== Stored data

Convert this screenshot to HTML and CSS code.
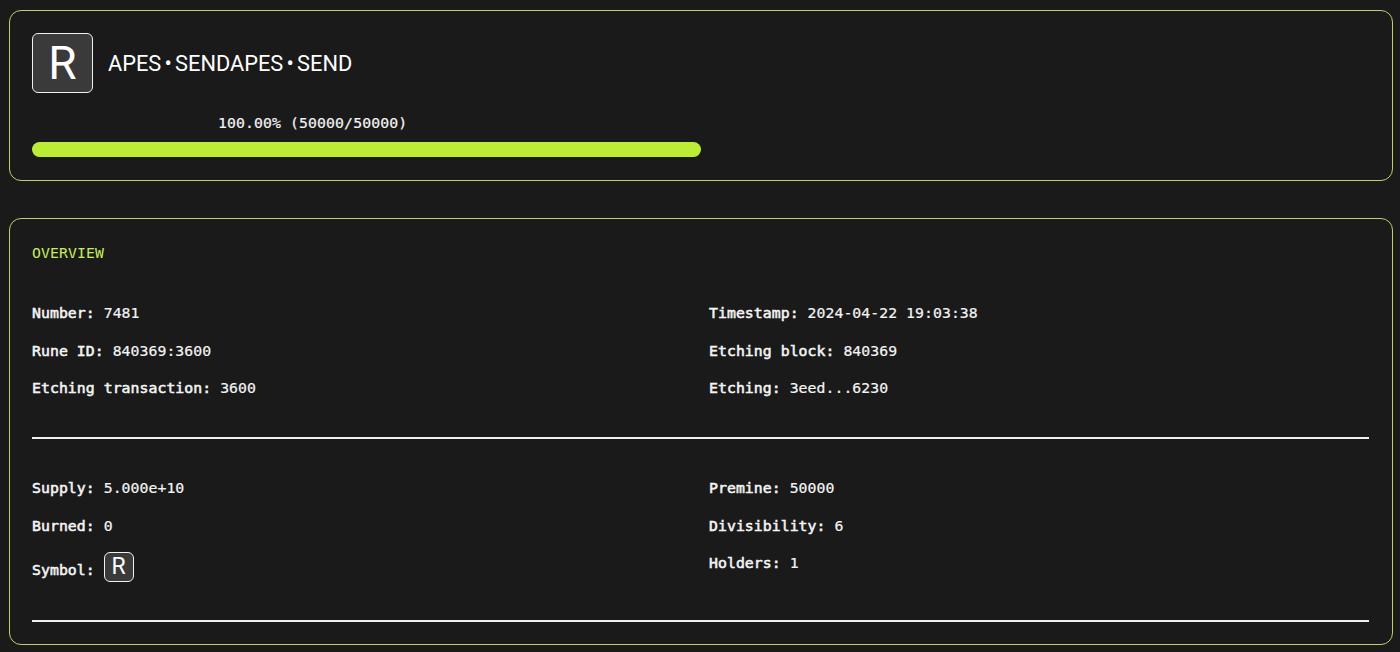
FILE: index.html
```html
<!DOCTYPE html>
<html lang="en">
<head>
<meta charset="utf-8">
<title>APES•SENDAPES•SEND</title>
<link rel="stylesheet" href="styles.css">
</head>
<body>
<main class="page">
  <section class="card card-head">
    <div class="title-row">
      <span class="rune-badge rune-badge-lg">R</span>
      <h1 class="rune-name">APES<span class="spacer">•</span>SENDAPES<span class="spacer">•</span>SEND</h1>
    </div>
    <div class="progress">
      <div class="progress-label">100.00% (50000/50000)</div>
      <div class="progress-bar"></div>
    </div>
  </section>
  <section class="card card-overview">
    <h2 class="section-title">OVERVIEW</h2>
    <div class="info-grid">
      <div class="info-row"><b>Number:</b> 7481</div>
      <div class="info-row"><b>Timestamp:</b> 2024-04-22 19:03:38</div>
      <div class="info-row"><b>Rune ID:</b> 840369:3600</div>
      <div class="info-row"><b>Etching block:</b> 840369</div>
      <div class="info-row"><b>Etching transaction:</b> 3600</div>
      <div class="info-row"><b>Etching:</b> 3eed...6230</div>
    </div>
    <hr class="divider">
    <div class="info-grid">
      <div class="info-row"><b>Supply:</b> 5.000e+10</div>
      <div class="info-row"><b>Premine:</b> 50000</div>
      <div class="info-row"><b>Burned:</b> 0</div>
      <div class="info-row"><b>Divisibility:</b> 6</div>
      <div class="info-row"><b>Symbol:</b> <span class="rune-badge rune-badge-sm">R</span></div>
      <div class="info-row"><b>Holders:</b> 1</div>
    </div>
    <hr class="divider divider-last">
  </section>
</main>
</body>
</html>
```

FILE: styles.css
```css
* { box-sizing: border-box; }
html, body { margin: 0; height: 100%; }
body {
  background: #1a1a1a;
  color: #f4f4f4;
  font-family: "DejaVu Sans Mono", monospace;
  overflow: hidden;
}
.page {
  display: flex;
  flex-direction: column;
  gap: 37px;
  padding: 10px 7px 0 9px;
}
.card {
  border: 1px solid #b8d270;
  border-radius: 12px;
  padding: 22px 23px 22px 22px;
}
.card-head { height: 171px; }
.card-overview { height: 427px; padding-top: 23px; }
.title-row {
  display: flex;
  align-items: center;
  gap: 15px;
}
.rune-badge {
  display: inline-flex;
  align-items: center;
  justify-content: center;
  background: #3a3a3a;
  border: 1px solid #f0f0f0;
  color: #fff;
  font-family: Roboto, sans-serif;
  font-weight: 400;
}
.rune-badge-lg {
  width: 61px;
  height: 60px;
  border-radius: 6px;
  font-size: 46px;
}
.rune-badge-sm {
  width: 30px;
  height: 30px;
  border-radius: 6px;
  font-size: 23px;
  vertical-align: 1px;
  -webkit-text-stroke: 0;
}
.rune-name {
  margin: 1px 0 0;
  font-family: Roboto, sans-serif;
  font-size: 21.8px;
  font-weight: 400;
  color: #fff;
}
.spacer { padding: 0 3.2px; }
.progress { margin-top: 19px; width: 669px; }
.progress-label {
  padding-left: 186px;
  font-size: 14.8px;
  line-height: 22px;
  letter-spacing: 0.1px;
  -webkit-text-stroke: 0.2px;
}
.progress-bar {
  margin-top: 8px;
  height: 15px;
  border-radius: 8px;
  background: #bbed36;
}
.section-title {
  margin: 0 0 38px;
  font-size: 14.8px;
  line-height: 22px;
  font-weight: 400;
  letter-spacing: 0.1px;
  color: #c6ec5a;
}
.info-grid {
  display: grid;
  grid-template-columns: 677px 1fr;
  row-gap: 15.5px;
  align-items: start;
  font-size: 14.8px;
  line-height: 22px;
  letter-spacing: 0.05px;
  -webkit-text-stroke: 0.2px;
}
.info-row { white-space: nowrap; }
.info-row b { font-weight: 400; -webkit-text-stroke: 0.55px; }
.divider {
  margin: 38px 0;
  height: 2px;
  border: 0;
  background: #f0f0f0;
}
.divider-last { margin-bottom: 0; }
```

====

Task details:
Write out the material above once more, exactly as it reads, with no pictures.

Task response:
Convert this screenshot to HTML and CSS code.
FILE: index.html
```html
<!DOCTYPE html>
<html lang="en">
<head>
<meta charset="utf-8">
<title>APES•SENDAPES•SEND</title>
<link rel="stylesheet" href="styles.css">
</head>
<body>
<main class="page">
  <section class="card card-head">
    <div class="title-row">
      <span class="rune-badge rune-badge-lg">R</span>
      <h1 class="rune-name">APES<span class="spacer">•</span>SENDAPES<span class="spacer">•</span>SEND</h1>
    </div>
    <div class="progress">
      <div class="progress-label">100.00% (50000/50000)</div>
      <div class="progress-bar"></div>
    </div>
  </section>
  <section class="card card-overview">
    <h2 class="section-title">OVERVIEW</h2>
    <div class="info-grid">
      <div class="info-row"><b>Number:</b> 7481</div>
      <div class="info-row"><b>Timestamp:</b> 2024-04-22 19:03:38</div>
      <div class="info-row"><b>Rune ID:</b> 840369:3600</div>
      <div class="info-row"><b>Etching block:</b> 840369</div>
      <div class="info-row"><b>Etching transaction:</b> 3600</div>
      <div class="info-row"><b>Etching:</b> 3eed...6230</div>
    </div>
    <hr class="divider">
    <div class="info-grid">
      <div class="info-row"><b>Supply:</b> 5.000e+10</div>
      <div class="info-row"><b>Premine:</b> 50000</div>
      <div class="info-row"><b>Burned:</b> 0</div>
      <div class="info-row"><b>Divisibility:</b> 6</div>
      <div class="info-row"><b>Symbol:</b> <span class="rune-badge rune-badge-sm">R</span></div>
      <div class="info-row"><b>Holders:</b> 1</div>
    </div>
    <hr class="divider divider-last">
  </section>
</main>
</body>
</html>
```

FILE: styles.css
```css
* { box-sizing: border-box; }
html, body { margin: 0; height: 100%; }
body {
  background: #1a1a1a;
  color: #f4f4f4;
  font-family: "DejaVu Sans Mono", monospace;
  overflow: hidden;
}
.page {
  display: flex;
  flex-direction: column;
  gap: 37px;
  padding: 10px 7px 0 9px;
}
.card {
  border: 1px solid #b8d270;
  border-radius: 12px;
  padding: 22px 23px 22px 22px;
}
.card-head { height: 171px; }
.card-overview { height: 427px; padding-top: 23px; }
.title-row {
  display: flex;
  align-items: center;
  gap: 15px;
}
.rune-badge {
  display: inline-flex;
  align-items: center;
  justify-content: center;
  background: #3a3a3a;
  border: 1px solid #f0f0f0;
  color: #fff;
  font-family: Roboto, sans-serif;
  font-weight: 400;
}
.rune-badge-lg {
  width: 61px;
  height: 60px;
  border-radius: 6px;
  font-size: 46px;
}
.rune-badge-sm {
  width: 30px;
  height: 30px;
  border-radius: 6px;
  font-size: 23px;
  vertical-align: 1px;
  -webkit-text-stroke: 0;
}
.rune-name {
  margin: 1px 0 0;
  font-family: Roboto, sans-serif;
  font-size: 21.8px;
  font-weight: 400;
  color: #fff;
}
.spacer { padding: 0 3.2px; }
.progress { margin-top: 19px; width: 669px; }
.progress-label {
  padding-left: 186px;
  font-size: 14.8px;
  line-height: 22px;
  letter-spacing: 0.1px;
  -webkit-text-stroke: 0.2px;
}
.progress-bar {
  margin-top: 8px;
  height: 15px;
  border-radius: 8px;
  background: #bbed36;
}
.section-title {
  margin: 0 0 38px;
  font-size: 14.8px;
  line-height: 22px;
  font-weight: 400;
  letter-spacing: 0.1px;
  color: #c6ec5a;
}
.info-grid {
  display: grid;
  grid-template-columns: 677px 1fr;
  row-gap: 15.5px;
  align-items: start;
  font-size: 14.8px;
  line-height: 22px;
  letter-spacing: 0.05px;
  -webkit-text-stroke: 0.2px;
}
.info-row { white-space: nowrap; }
.info-row b { font-weight: 400; -webkit-text-stroke: 0.55px; }
.divider {
  margin: 38px 0;
  height: 2px;
  border: 0;
  background: #f0f0f0;
}
.divider-last { margin-bottom: 0; }
```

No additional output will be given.